Material:
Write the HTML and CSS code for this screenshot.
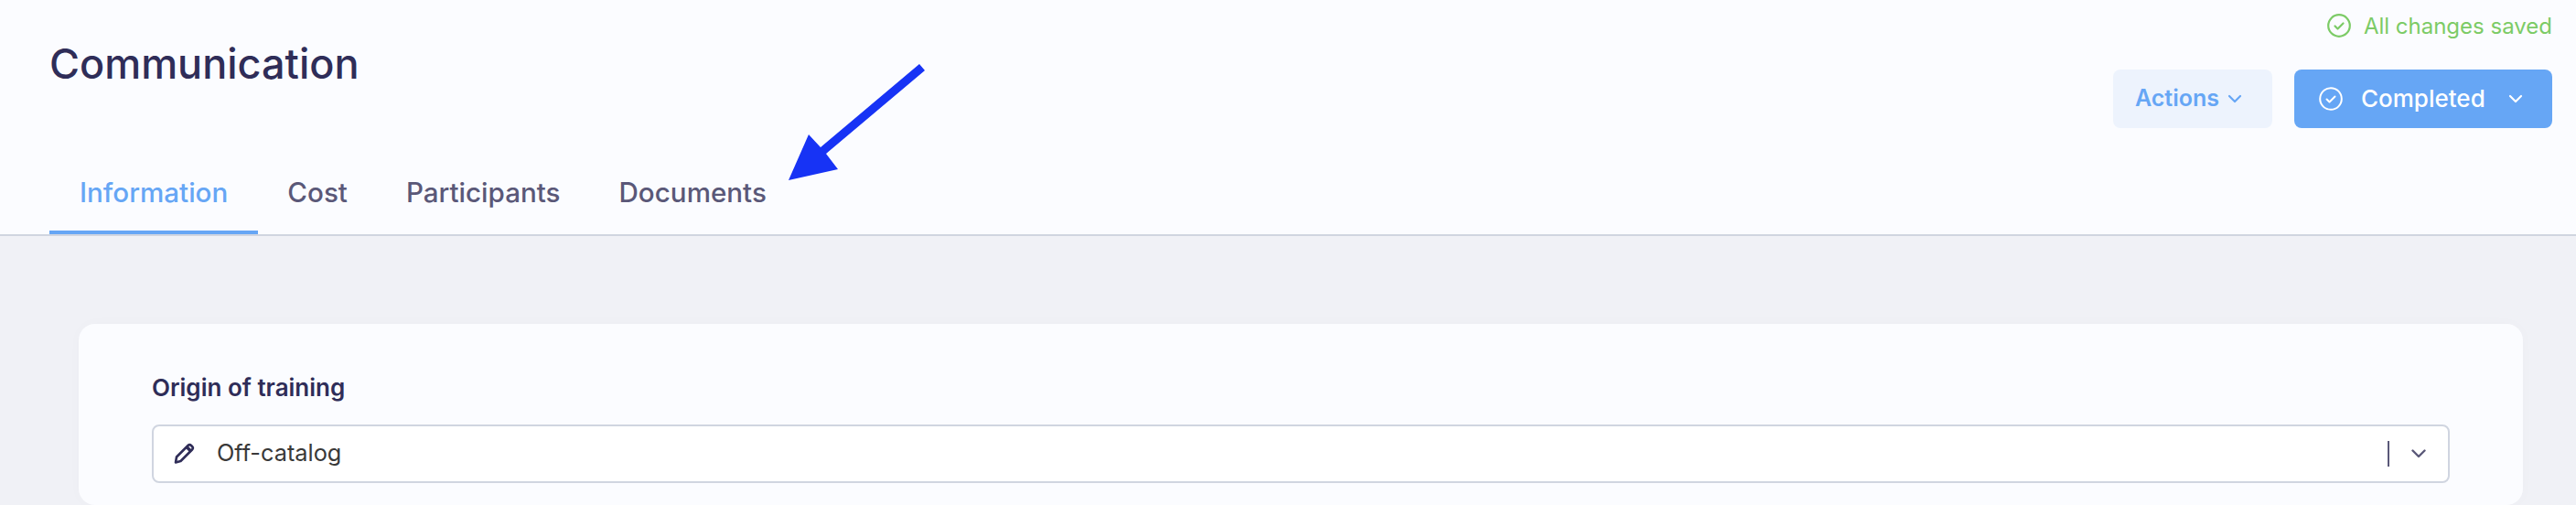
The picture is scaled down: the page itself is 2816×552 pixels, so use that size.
FILE: index.html
```html
<!DOCTYPE html>
<html lang="en">
<head>
<meta charset="utf-8">
<title>Communication</title>
<link rel="stylesheet" href="styles.css">
</head>
<body>
<header class="header">
  <div class="top">
    <h1 class="title">Communication</h1>
    <div class="side">
      <div class="saved">
        <svg class="saved-icon" viewBox="0 0 26 26"><circle cx="13" cy="13" r="11.8" fill="none" stroke="currentColor" stroke-width="2.2"/><path d="M8.5 13.5l3 3 6-6" fill="none" stroke="currentColor" stroke-width="2.2" stroke-linecap="round" stroke-linejoin="round"/></svg>
        <span>All changes saved</span>
      </div>
      <div class="buttons">
        <button class="btn btn-light">Actions
          <svg class="chev-small" viewBox="0 0 16 10"><path d="M2 2l6 6 6-6" fill="none" stroke="currentColor" stroke-width="2.2" stroke-linecap="round" stroke-linejoin="round"/></svg>
        </button>
        <button class="btn btn-primary">
          <svg class="btn-icon" viewBox="0 0 26 26"><circle cx="13" cy="13" r="11.8" fill="none" stroke="currentColor" stroke-width="2"/><path d="M8.5 13.5l3 3 6-6" fill="none" stroke="currentColor" stroke-width="2" stroke-linecap="round" stroke-linejoin="round"/></svg>
          <span class="btn-label">Completed</span>
          <svg class="chev-primary" viewBox="0 0 16 10"><path d="M2 2l6 6 6-6" fill="none" stroke="currentColor" stroke-width="2.2" stroke-linecap="round" stroke-linejoin="round"/></svg>
        </button>
      </div>
    </div>
  </div>
  <nav class="tabs">
    <a class="tab tab-active">Information</a>
    <a class="tab">Cost</a>
    <a class="tab">Participants</a>
    <a class="tab">Documents</a>
  </nav>
  <svg class="arrow" viewBox="0 0 149 127"><polygon points="143,0 149,7 41,98 54,115 0,127 22,77 35,91" fill="#1733f5"/></svg>
</header>
<main class="content">
  <section class="card">
    <label class="field-label">Origin of training</label>
    <div class="select">
      <svg class="pencil" viewBox="0 0 24 24"><path d="M3 21.500l1-6L16.500 3a2.500 2.500 0 0 1 3.500 0l1 1a2.500 2.500 0 0 1 0 3.500L8.500 20z" fill="none" stroke="#2f2d58" stroke-width="2.600" stroke-linejoin="round"/><path d="M15 4.500l5 5" stroke="#2f2d58" stroke-width="3.500"/></svg>
      <span class="select-value">Off-catalog</span>
      <span class="select-sep"></span>
      <svg class="select-chev" viewBox="0 0 16 10"><path d="M1.500 1.500L8 8l6.500-6.500" fill="none" stroke="currentColor" stroke-width="2.400" stroke-linecap="round" stroke-linejoin="round"/></svg>
    </div>
  </section>
</main>
</body>
</html>
```
FILE: styles.css
```css
* { box-sizing: border-box; }
html, body { margin: 0; height: 552px; overflow: hidden; }
body {
  background: #f0f1f6;
  font-family: "Inter", "Liberation Sans", sans-serif;
  color: #2f2d58;
}
.header {
  position: relative;
  height: 258px;
  background: #fbfcff;
  border-bottom: 2px solid #d0d5e0;
  padding: 0 26px 0 54px;
  display: flex;
  flex-direction: column;
}
.top { display: flex; justify-content: space-between; height: 182px; }
.title { margin: 40px 0 0; font-size: 45px; line-height: 60px; font-weight: 500; }
.side { display: flex; flex-direction: column; align-items: flex-end; padding-top: 13px; }
.saved { display: flex; align-items: center; height: 30px; color: #7ccb66; font-size: 24px; gap: 14px; }
.saved-icon { width: 26px; height: 26px; }
.buttons { display: flex; gap: 24px; margin-top: 33px; }
.btn {
  height: 64px; border: 0; border-radius: 8px; font-family: inherit; font-size: 25px; font-weight: 600;
  display: flex; align-items: center; padding: 0 0 2px;
}
.btn-light { width: 174px; background: #edf3fd; color: #66a6f5; padding-left: 24px; gap: 9px; }
.chev-small { width: 16px; height: 10px; margin-top: 2px; }
.btn-primary { width: 282px; background: #66a6f5; color: #fff; padding-left: 27px; font-size: 26px; font-weight: 500; }
.btn-icon { width: 26px; height: 26px; margin-top: 2px; }
.btn-label { margin-left: 20px; }
.chev-primary { width: 16px; height: 10px; margin: 2px 0 0 25px; }
.tabs { display: flex; height: 74px; }
.tab {
  padding: 0 32px 18px; font-size: 29.6px; font-weight: 500; color: #5a5878;
  display: flex; align-items: center; height: 74px;
}
.tab-active { padding: 0 33px 14px; color: #66a6f5; border-bottom: 4px solid #66a6f5; }
.arrow { position: absolute; left: 862px; top: 70px; width: 149px; height: 127px; }
.content { padding: 96px 58px 0 86px; }
.card { background: #fbfcff; border-radius: 18px; height: 198px; padding: 54px 80px 0; box-shadow: 0 0 16px rgba(47, 45, 88, 0.02); }
.field-label { display: block; font-size: 26px; line-height: 32px; padding-bottom: 2px; font-weight: 600; }
.select {
  margin-top: 22px; height: 64px; background: #fff; border: 2px solid #d0d5e0; border-radius: 8px;
  display: flex; align-items: center; padding: 0 24px 0 21px;
}
.pencil { width: 24px; height: 24px; }
.select-value { margin-left: 24px; font-size: 25.3px; color: #393939; flex: 1; padding-bottom: 3px; }
.select-sep { width: 2px; height: 28px; background: #5a5878; }
.select-chev { width: 16px; height: 10px; margin-left: 24px; color: #5a5878; }
```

Instruction:
Without including any picture, repeat the data exactly.

Solved problem:
Write the HTML and CSS code for this screenshot.
The picture is scaled down: the page itself is 2816×552 pixels, so use that size.
FILE: index.html
```html
<!DOCTYPE html>
<html lang="en">
<head>
<meta charset="utf-8">
<title>Communication</title>
<link rel="stylesheet" href="styles.css">
</head>
<body>
<header class="header">
  <div class="top">
    <h1 class="title">Communication</h1>
    <div class="side">
      <div class="saved">
        <svg class="saved-icon" viewBox="0 0 26 26"><circle cx="13" cy="13" r="11.8" fill="none" stroke="currentColor" stroke-width="2.2"/><path d="M8.5 13.5l3 3 6-6" fill="none" stroke="currentColor" stroke-width="2.2" stroke-linecap="round" stroke-linejoin="round"/></svg>
        <span>All changes saved</span>
      </div>
      <div class="buttons">
        <button class="btn btn-light">Actions
          <svg class="chev-small" viewBox="0 0 16 10"><path d="M2 2l6 6 6-6" fill="none" stroke="currentColor" stroke-width="2.2" stroke-linecap="round" stroke-linejoin="round"/></svg>
        </button>
        <button class="btn btn-primary">
          <svg class="btn-icon" viewBox="0 0 26 26"><circle cx="13" cy="13" r="11.8" fill="none" stroke="currentColor" stroke-width="2"/><path d="M8.5 13.5l3 3 6-6" fill="none" stroke="currentColor" stroke-width="2" stroke-linecap="round" stroke-linejoin="round"/></svg>
          <span class="btn-label">Completed</span>
          <svg class="chev-primary" viewBox="0 0 16 10"><path d="M2 2l6 6 6-6" fill="none" stroke="currentColor" stroke-width="2.2" stroke-linecap="round" stroke-linejoin="round"/></svg>
        </button>
      </div>
    </div>
  </div>
  <nav class="tabs">
    <a class="tab tab-active">Information</a>
    <a class="tab">Cost</a>
    <a class="tab">Participants</a>
    <a class="tab">Documents</a>
  </nav>
  <svg class="arrow" viewBox="0 0 149 127"><polygon points="143,0 149,7 41,98 54,115 0,127 22,77 35,91" fill="#1733f5"/></svg>
</header>
<main class="content">
  <section class="card">
    <label class="field-label">Origin of training</label>
    <div class="select">
      <svg class="pencil" viewBox="0 0 24 24"><path d="M3 21.500l1-6L16.500 3a2.500 2.500 0 0 1 3.500 0l1 1a2.500 2.500 0 0 1 0 3.500L8.500 20z" fill="none" stroke="#2f2d58" stroke-width="2.600" stroke-linejoin="round"/><path d="M15 4.500l5 5" stroke="#2f2d58" stroke-width="3.500"/></svg>
      <span class="select-value">Off-catalog</span>
      <span class="select-sep"></span>
      <svg class="select-chev" viewBox="0 0 16 10"><path d="M1.500 1.500L8 8l6.500-6.500" fill="none" stroke="currentColor" stroke-width="2.400" stroke-linecap="round" stroke-linejoin="round"/></svg>
    </div>
  </section>
</main>
</body>
</html>
```
FILE: styles.css
```css
* { box-sizing: border-box; }
html, body { margin: 0; height: 552px; overflow: hidden; }
body {
  background: #f0f1f6;
  font-family: "Inter", "Liberation Sans", sans-serif;
  color: #2f2d58;
}
.header {
  position: relative;
  height: 258px;
  background: #fbfcff;
  border-bottom: 2px solid #d0d5e0;
  padding: 0 26px 0 54px;
  display: flex;
  flex-direction: column;
}
.top { display: flex; justify-content: space-between; height: 182px; }
.title { margin: 40px 0 0; font-size: 45px; line-height: 60px; font-weight: 500; }
.side { display: flex; flex-direction: column; align-items: flex-end; padding-top: 13px; }
.saved { display: flex; align-items: center; height: 30px; color: #7ccb66; font-size: 24px; gap: 14px; }
.saved-icon { width: 26px; height: 26px; }
.buttons { display: flex; gap: 24px; margin-top: 33px; }
.btn {
  height: 64px; border: 0; border-radius: 8px; font-family: inherit; font-size: 25px; font-weight: 600;
  display: flex; align-items: center; padding: 0 0 2px;
}
.btn-light { width: 174px; background: #edf3fd; color: #66a6f5; padding-left: 24px; gap: 9px; }
.chev-small { width: 16px; height: 10px; margin-top: 2px; }
.btn-primary { width: 282px; background: #66a6f5; color: #fff; padding-left: 27px; font-size: 26px; font-weight: 500; }
.btn-icon { width: 26px; height: 26px; margin-top: 2px; }
.btn-label { margin-left: 20px; }
.chev-primary { width: 16px; height: 10px; margin: 2px 0 0 25px; }
.tabs { display: flex; height: 74px; }
.tab {
  padding: 0 32px 18px; font-size: 29.6px; font-weight: 500; color: #5a5878;
  display: flex; align-items: center; height: 74px;
}
.tab-active { padding: 0 33px 14px; color: #66a6f5; border-bottom: 4px solid #66a6f5; }
.arrow { position: absolute; left: 862px; top: 70px; width: 149px; height: 127px; }
.content { padding: 96px 58px 0 86px; }
.card { background: #fbfcff; border-radius: 18px; height: 198px; padding: 54px 80px 0; box-shadow: 0 0 16px rgba(47, 45, 88, 0.02); }
.field-label { display: block; font-size: 26px; line-height: 32px; padding-bottom: 2px; font-weight: 600; }
.select {
  margin-top: 22px; height: 64px; background: #fff; border: 2px solid #d0d5e0; border-radius: 8px;
  display: flex; align-items: center; padding: 0 24px 0 21px;
}
.pencil { width: 24px; height: 24px; }
.select-value { margin-left: 24px; font-size: 25.3px; color: #393939; flex: 1; padding-bottom: 3px; }
.select-sep { width: 2px; height: 28px; background: #5a5878; }
.select-chev { width: 16px; height: 10px; margin-left: 24px; color: #5a5878; }
```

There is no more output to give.